[lbo-talk] Marx on profit

Charles Brown charlesb at cncl.ci.detroit.mi.us
Tue Nov 27 07:21:13 PST 2007


Seth Ackerman Michael Perelman wrote:


>That is not what Marx wrote. He said that there was a TENDENCY to
fall & gave
>offsetting tendencies. Besides, later scholarship showed that Engels
pushed the
>tendency harder than Marx did in the notes that made up Vols. 2 & 3.
>
>
>
>

I don't get this. I'm no Marxologist, but you're making it sound as if

Marx's theory could be summarized as "some things make profits go up, other things make profits go down." If that were actually the theory, who in hell would care? It would never have become one of the most talked-about theories about capitalism in history if that's what it were about.

^^^^^ CB: Why not ? If these are actually the things that make profits go up and down it's as important for political economy as what makes temperatures go up and down is to meterology. May not be that interesting to you , but that doesn't make it not scientifically important. Not everything important in intellectual endeavors is interesting.

^^^^^

In the Grundrisse, Marx says this about the law of FROP (and he does call it a "law," not a "tendency"):

^^^^ CB: The socalled Grundisse was not published. It's sort of like reading rough, personal notes. When it was published, fully thought out and deliberated upon for precision, it is called the "law of the tendency of the rate of profit to fall.

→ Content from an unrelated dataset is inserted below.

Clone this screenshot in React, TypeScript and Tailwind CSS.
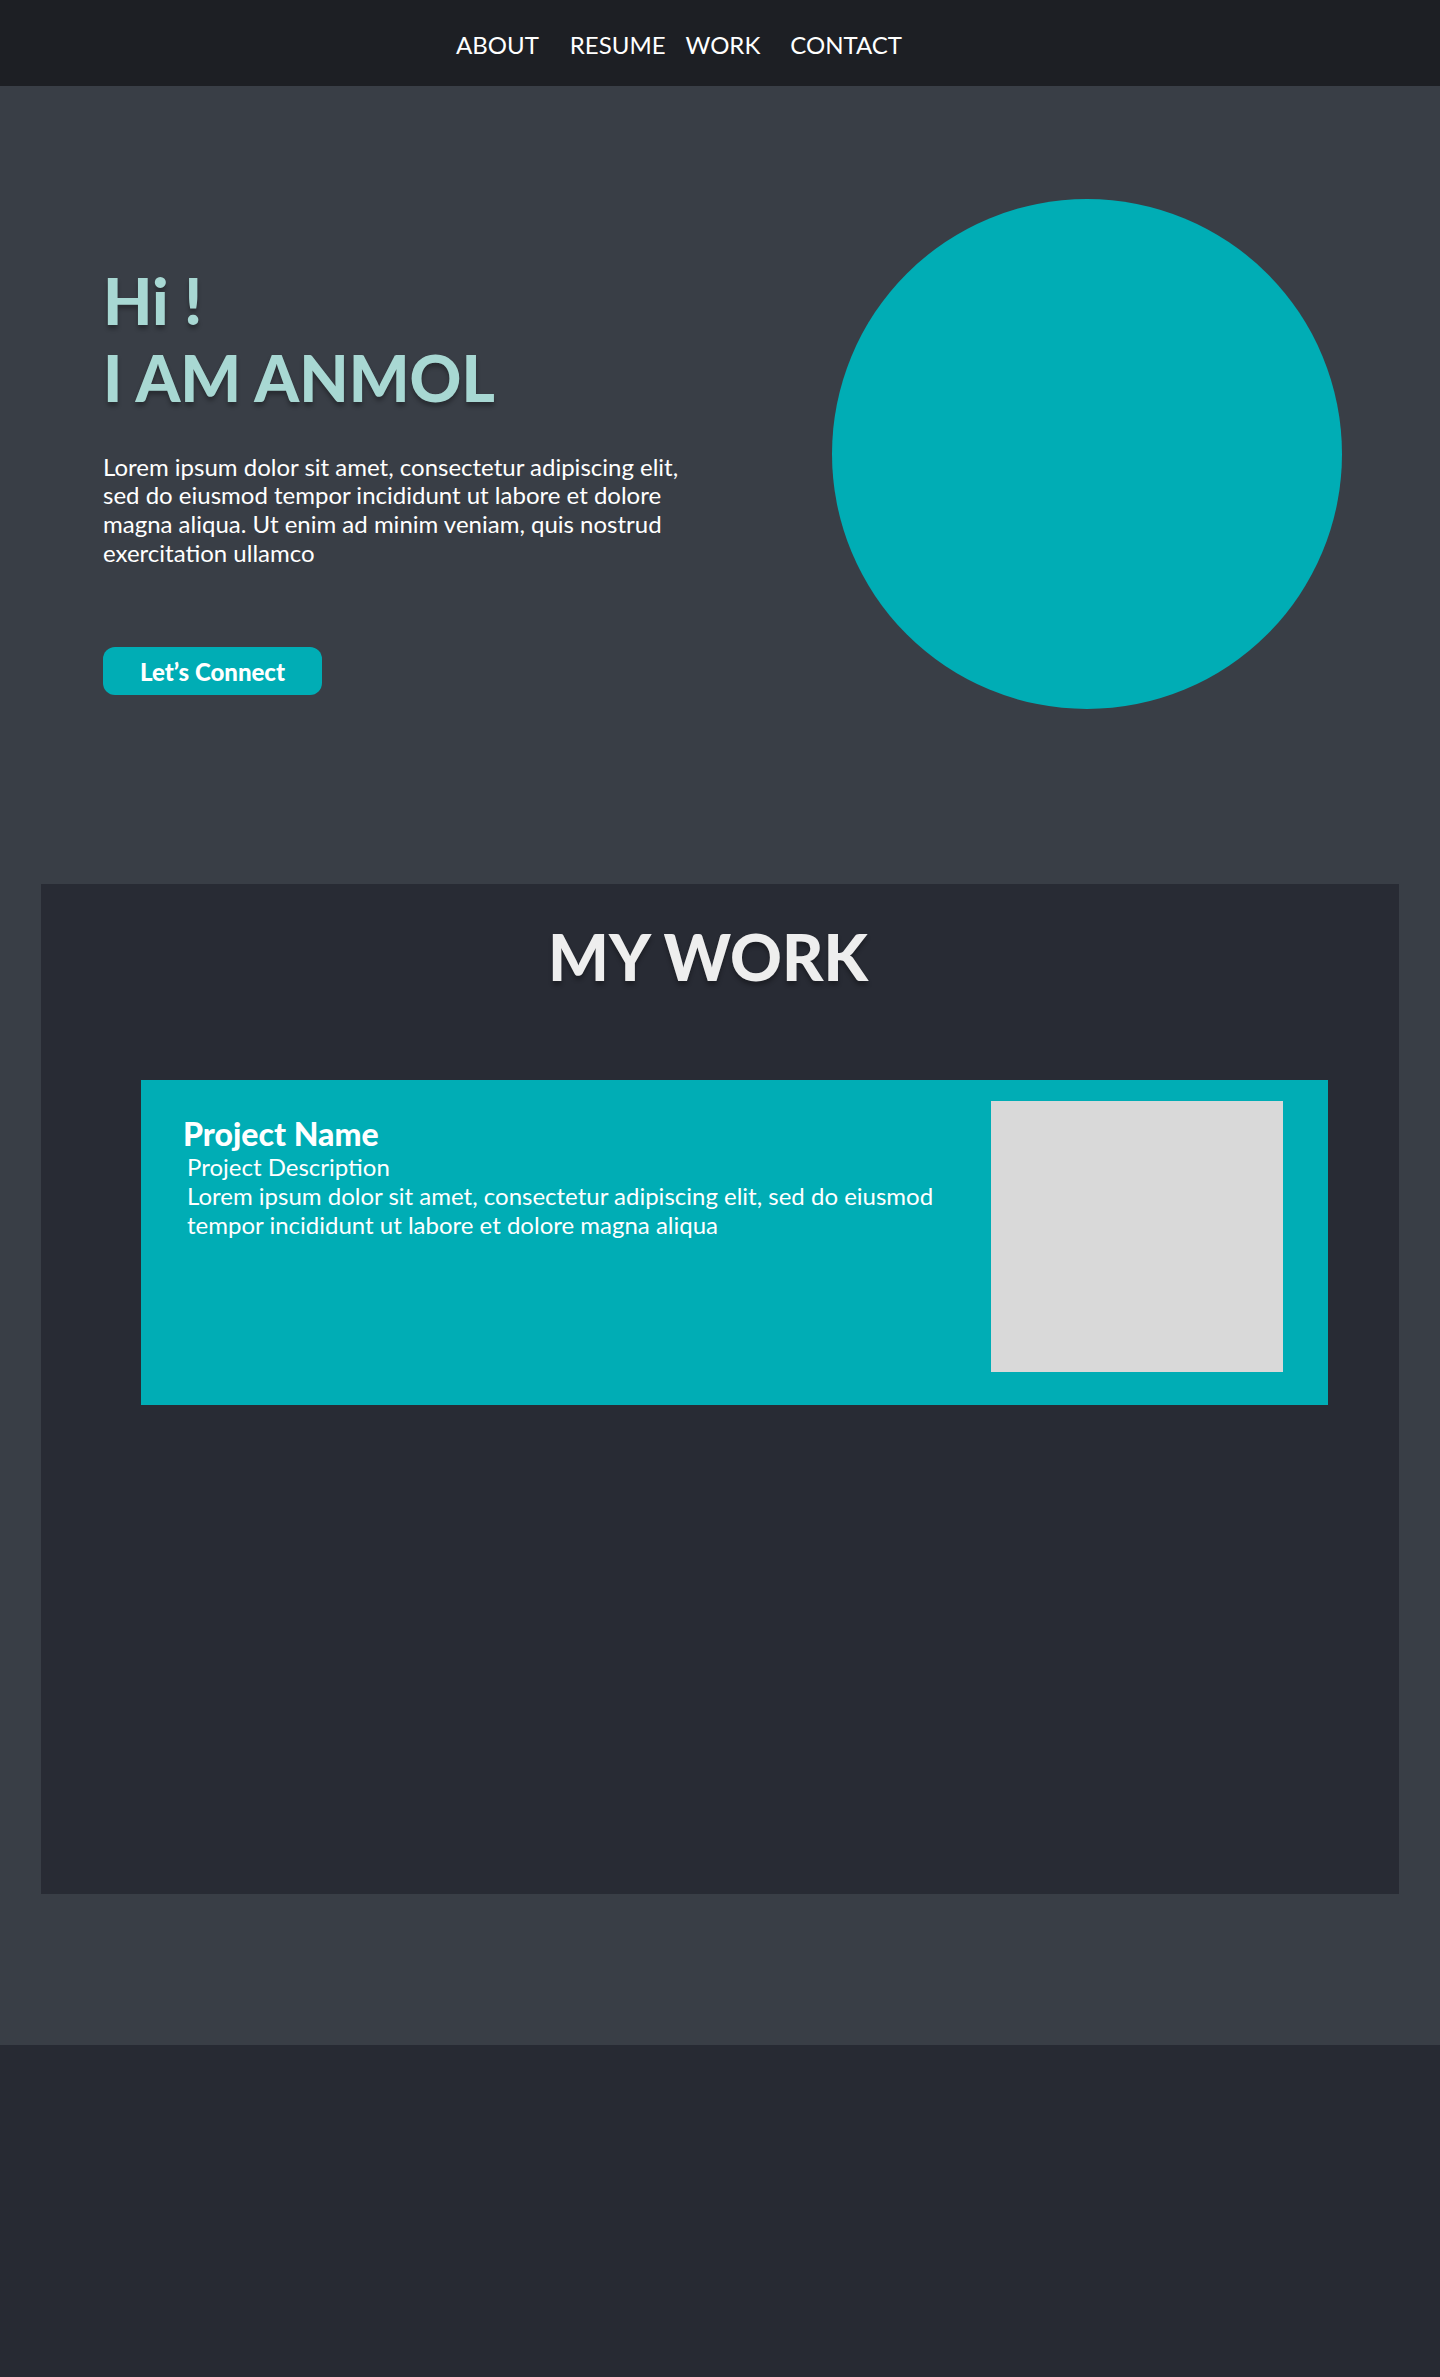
const navItems = [
  { label: "ABOUT", gap: "mr-[31px]" },
  { label: "RESUME", gap: "mr-[20px]" },
  { label: "WORK", gap: "mr-[30px]" },
  { label: "CONTACT", gap: "" },
];

const Header: React.FC = () => {
  return (
    <header className="h-[86px] bg-[#1d1f24] flex items-center pl-[456px] pt-[4px]">
      <nav className="flex items-center text-[24px] leading-[1.2] text-white">
        {navItems.map((item) => (
          <a key={item.label} href="#" className={item.gap}>
            {item.label}
          </a>
        ))}
      </nav>
    </header>
  );
};

const Hero: React.FC = () => {
  return (
    <div className="flex items-start justify-between pl-[103px] pr-[98px] pt-[113px]">
      <div className="pt-[64px] w-[600px]">
        <h1 className="text-[64px] leading-[1.2] font-black text-[#a8d8d3] [text-shadow:0px_4px_4px_rgba(0,0,0,0.3)]">
          Hi !
          <br />I AM ANMOL
        </h1>
        <p className="mt-[36px] text-[24px] leading-[1.2] text-white w-[590px]">
          Lorem ipsum dolor sit amet, consectetur adipiscing elit, sed do
          eiusmod tempor incididunt ut labore et dolore magna aliqua. Ut enim
          ad minim veniam, quis nostrud exercitation ullamco
        </p>
        <button className="mt-[79px] h-[48px] w-[219px] rounded-[12px] bg-[#00adb5] text-white text-[24px] font-black leading-none pt-[2px]">
          Let’s Connect
        </button>
      </div>
      <div className="w-[510px] h-[510px] rounded-full bg-[#00adb5] shrink-0" />
    </div>
  );
};

const ProjectCard: React.FC = () => {
  return (
    <div className="ml-[100px] mr-[71px] h-[325px] bg-[#00adb5] flex justify-between pl-[42px] pt-[35px] pr-[45px]">
      <div className="text-white">
        <h3 className="text-[32px] leading-[1.2] font-black">Project Name</h3>
        <p className="ml-[4px] text-[24px] leading-[1.2] w-[760px]">
          Project Description
          <br />
          Lorem ipsum dolor sit amet, consectetur adipiscing elit, sed do
          eiusmod tempor incididunt ut labore et dolore magna aliqua
        </p>
      </div>
      <div className="-mt-[14px] w-[292px] h-[271px] bg-[#d9d9d9] shrink-0" />
    </div>
  );
};

const Work: React.FC = () => {
  return (
    <section className="mx-[41px] mt-[175px] h-[1010px] bg-[#282b34] pt-[35px]">
      <h2 className="pr-[24px] text-center text-[64px] leading-[1.2] font-black text-[#eeeeee] [text-shadow:0px_4px_4px_rgba(0,0,0,0.3)]">
        MY WORK
      </h2>
      <div className="mt-[84px]">
        <ProjectCard />
      </div>
    </section>
  );
};

export default function App() {
  return (
    <div className="min-h-screen font-['Lato','Liberation_Sans',sans-serif]">
      <Header />
      <main className="bg-[#393e46] pb-[151px]">
        <Hero />
        <Work />
      </main>
      <footer className="h-[333px] bg-[#272a33]" />
    </div>
  );
}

Anyway, have you checked out actual jurisprudential _laws_ ? They actualize as tendencies,i.e. laws are broken by countervailing "tendencies" known as criminals and other "defendants".

^^^^


> This is in every respect the most important law of modern political
> economy, and the most essential for understanding the most difficult


> relations.

A few sentences later, he explains:


> The growing incompatibility between the productive development of
> society and its hitherto existing relations of production expresses
> itself in bitter contradictions, crises, spasms. The violent
> destruction of capital not by relations external to it, but rather as


> a condition of its self- preservation, is the most striking form in


> which advice is given it to be gone and to give room to a higher
state
> of social production.

This doesn't sound like an innocuous proposition about why sometimes profits rise and sometimes they fall. It heralds the end.

^^^^^ CB: See the penultimate chapter of _Capital_ for a more specific and polished statement heralding the end.